Genuine handwoven Chanderi cannot be produced at fast-fashion prices. A weaver working on a fine Chanderi with zari motifs takes days to produce a single garment's worth of fabric and must be paid accordingly. If a claimed handloom piece is priced at a level that could not sustain that labour, it is almost certainly not handloom.

This does not mean expensive equals genuine, there are overpriced power-loom pieces as well. But very low prices on claimed handwoven fabric are a near-certain indicator of machine production.

6. Ask the Brand

A brand selling genuine handloom should be able to answer: where was this woven? By which weaving community? What is the weave structure? How long did this fabric take to produce? If the answer is vague, indirect, or absent, that is your answer.
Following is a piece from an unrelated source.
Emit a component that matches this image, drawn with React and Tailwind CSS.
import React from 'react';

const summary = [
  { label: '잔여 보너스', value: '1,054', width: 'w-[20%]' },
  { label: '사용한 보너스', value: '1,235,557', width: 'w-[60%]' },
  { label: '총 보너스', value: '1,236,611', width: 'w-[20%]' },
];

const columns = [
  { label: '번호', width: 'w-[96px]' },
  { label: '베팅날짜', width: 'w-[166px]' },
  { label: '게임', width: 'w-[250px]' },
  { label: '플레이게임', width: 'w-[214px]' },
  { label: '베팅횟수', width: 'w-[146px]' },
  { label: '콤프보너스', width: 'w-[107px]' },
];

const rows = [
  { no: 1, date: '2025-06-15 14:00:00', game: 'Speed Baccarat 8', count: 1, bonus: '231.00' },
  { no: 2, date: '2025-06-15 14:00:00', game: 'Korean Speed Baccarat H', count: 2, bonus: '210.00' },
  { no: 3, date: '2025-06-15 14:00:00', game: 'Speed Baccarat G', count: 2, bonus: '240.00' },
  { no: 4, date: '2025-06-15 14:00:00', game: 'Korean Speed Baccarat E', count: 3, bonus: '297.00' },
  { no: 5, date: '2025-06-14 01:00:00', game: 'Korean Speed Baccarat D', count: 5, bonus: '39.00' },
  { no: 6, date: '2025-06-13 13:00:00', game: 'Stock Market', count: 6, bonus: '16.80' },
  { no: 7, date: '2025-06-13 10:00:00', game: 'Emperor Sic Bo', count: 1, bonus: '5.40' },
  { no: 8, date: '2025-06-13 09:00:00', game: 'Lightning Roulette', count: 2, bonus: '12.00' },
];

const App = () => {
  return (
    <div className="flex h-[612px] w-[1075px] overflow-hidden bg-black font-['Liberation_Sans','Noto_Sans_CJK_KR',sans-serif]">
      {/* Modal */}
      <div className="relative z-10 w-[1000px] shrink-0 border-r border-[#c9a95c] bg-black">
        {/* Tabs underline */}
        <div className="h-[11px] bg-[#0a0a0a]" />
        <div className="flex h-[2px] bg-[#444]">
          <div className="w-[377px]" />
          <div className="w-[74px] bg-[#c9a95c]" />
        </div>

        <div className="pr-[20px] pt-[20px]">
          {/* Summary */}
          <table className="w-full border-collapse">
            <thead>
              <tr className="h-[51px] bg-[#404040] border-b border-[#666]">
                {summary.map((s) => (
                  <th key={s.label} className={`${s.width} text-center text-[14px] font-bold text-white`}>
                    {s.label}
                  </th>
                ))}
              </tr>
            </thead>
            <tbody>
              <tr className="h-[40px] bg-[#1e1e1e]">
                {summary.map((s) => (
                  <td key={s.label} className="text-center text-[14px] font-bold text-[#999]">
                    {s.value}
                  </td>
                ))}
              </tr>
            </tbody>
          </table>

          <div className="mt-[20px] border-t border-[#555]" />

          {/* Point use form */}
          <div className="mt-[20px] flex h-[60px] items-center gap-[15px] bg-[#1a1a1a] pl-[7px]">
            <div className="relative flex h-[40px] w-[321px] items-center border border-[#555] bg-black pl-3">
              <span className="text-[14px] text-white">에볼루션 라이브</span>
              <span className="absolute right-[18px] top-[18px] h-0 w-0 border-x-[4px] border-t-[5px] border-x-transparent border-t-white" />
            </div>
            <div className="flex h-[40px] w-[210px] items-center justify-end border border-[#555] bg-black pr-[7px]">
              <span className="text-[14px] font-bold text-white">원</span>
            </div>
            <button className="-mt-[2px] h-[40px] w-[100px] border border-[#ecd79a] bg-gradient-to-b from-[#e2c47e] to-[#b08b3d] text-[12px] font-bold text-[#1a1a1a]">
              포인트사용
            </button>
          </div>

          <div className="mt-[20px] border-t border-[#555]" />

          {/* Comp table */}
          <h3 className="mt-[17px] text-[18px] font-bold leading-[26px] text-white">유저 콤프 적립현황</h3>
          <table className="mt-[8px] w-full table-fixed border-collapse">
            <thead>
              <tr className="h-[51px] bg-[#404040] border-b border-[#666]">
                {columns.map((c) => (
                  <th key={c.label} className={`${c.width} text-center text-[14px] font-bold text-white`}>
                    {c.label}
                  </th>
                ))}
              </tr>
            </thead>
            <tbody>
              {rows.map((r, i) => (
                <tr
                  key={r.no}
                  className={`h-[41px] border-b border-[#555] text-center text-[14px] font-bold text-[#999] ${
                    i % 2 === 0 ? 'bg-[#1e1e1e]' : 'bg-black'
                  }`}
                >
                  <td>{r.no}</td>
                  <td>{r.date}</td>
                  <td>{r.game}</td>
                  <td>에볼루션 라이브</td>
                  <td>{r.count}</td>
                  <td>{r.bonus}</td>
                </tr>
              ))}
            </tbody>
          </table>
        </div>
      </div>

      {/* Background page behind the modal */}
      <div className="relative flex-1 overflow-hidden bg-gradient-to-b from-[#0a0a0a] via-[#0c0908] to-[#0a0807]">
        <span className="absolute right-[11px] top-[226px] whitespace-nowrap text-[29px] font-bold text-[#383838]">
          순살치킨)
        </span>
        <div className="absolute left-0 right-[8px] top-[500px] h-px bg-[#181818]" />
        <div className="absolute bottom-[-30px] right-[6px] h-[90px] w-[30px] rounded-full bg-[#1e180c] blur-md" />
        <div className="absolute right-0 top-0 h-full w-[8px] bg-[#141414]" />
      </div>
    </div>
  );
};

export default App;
At Aishita Johri, we work directly with Chanderi and Maheshwari weaving families. We can tell you the specific weaving centre, the structure of the weave, and the approximate production time for any piece we sell. That documentation is part of what genuine handloom looks like.

Why It Matters Beyond the Purchase

The handloom sector in India employs approximately 35 lakh weavers. It is the second-largest employer in the rural economy after agriculture. The viability of this sector depends entirely on consumers being willing to pay for genuine handloom — which requires being able to identify it.

When consumers buy power-loom fabric marketed as handloom, several things happen simultaneously: the weaver loses a sale, the price of genuine handloom faces downward pressure from the cheaper imitation, and the market signal that rewards genuine craft is weakened.

Buying genuine handloom is not simply an aesthetic preference. It is a material contribution to the economic sustainability of a craft tradition that cannot survive without it.